Uno studio dell’Unicusano, Roma Tre e altre università straniere ha dimostrato la stretta correlazione fra consumi energetici e PIL nel breve periodo: con il taglio del 15% prospettato dal Consiglio Europeo, l’Italia potrebbe veder svanita la ripresa economica. Una risposta potrebbe arrivare da nucleare e fonti rinnovabili
Per i prossimi tre anni potrebbe essere a rischio la ripresa economica dell’Italia. Se fosse approvata la decisione del Consiglio Europeo sul taglio dei consumi energetici, soprattutto di gas, per il nostro Paese si allontanerebbe la possibilità di un’uscita dalla crisi attuale. Con pesanti ricadute sul tessuto economico e sociale.
Secondo infatti l’ultimo studio internazionale condotto da professori di alcune università europee, fra cui il Marco Mele, docente di Politica Economica dell’Unicusano e Cosimo Magazzino, docente di Politica Economica dell’Università di Roma Tre, pubblicato sulla prestigiosa rivista di settore “Energy Reports”, la correlazione fra consumi energetici e la crescita del PIL sarebbe così stretta da governare lo stato di salute di un Paese e la sua prosperità socio-economica. Per questo l’intenzione di Bruxelles di ridurre del 15% l’approvvigionamento energetico per i Paesi membri e del 7% per l’Italia potrebbe rappresentare un grave danno soprattutto per quest’ultimo.
Lo studio dell’Unicusano ha dimostrato la relazione bidirezionale tra consumo di energia e crescita economica per l’Italia in una serie temporale molto lunga: dal 1926 al 2008.
“Più nel dettaglio – precisano i professori Marco Mele e Cosimo Magazzino – l’analisi dimostra che se si prendono in considerazione intervalli temporali molto brevi e le relative bande di frequenza, gli effetti dei consumi energetici sulla crescita del PIL sono evidenti. Pertanto una politica volta alla riduzione del consumo di gas potrebbe generare una riduzione del PIL del Paese”.
Sempre secondo l’indagine dell’Unicusano, “nel lungo periodo è forte il flusso causale che va dal PIL ai consumi energetici: in quest’ottica qualsiasi politica di risparmio energetico – come l’aumento delle tariffe – di fronte a una politica di efficientamento energetico, non dovrebbe avere un impatto negativo sulla crescita economica”.

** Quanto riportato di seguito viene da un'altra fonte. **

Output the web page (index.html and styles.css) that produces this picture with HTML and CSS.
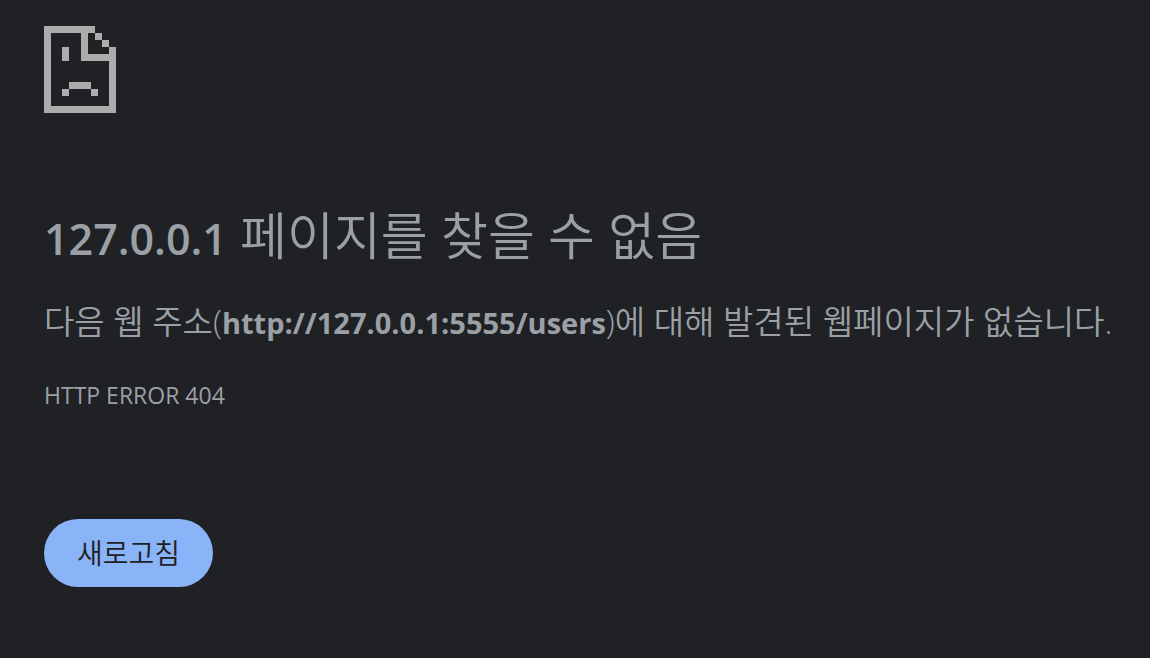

Partendo quindi dalle due variabili “Consumo di Energia” e “PIL reale” e analizzandone le reciproche influenze in un arco di tempo così lungo, il team di professori universitari ha gettato le basi per riuscire un domani a prevedere i valori futuri del PIL reale. “Dimostrati gli effetti dei consumi energetici sulla crescita del PIL – continuano i professori– possiamo affermare che una politica volta alla riduzione del consumo di gas potrebbe generare una riduzione del PIL dell’Italia che va da 2,61–2,85 anni a un massimo di 3,5 anni. Quindi, una riduzione di gas – così come prospettato dal Consiglio UE – avrà quasi sicuramente un effetto avverso sulla ripresa economica del nostro Paese che verrà scontata nei prossimi anni”.
Il lungo arco temporale preso in esame ha come obiettivo principale la registrazione dei break strutturali ripetibili nel tempo come nei casi: del Secondo Dopoguerra, degli Anni ’60 dopo il boom economico italiano e in concomitanza dell’annus horribilis, del periodo della crisi petrolifera e intorno agli Anni ’80. Questi structural break possono essere rappresentativi dell’attuale crisi energetica.
La risposta, secondo gli economisti, potrebbe arrivare dalle fonti rinnovabili e dall’energia nucleare. “Le fonti rinnovabili oggi sono in grado di produrre poca quantità di energia, sono ancora legate a eventi imprevedibili e dipendono dalle condizioni metereologiche. È importante perciò investire su di esse per potenziarle e intraprendere un graduale svincolamento da gas, petrolio e carbone. In questo, è importante rilevare l’urgente bisogno del ritorno dell’Italia al nucleare, come dimostreremo in un nostro studio di prossima pubblicazione”.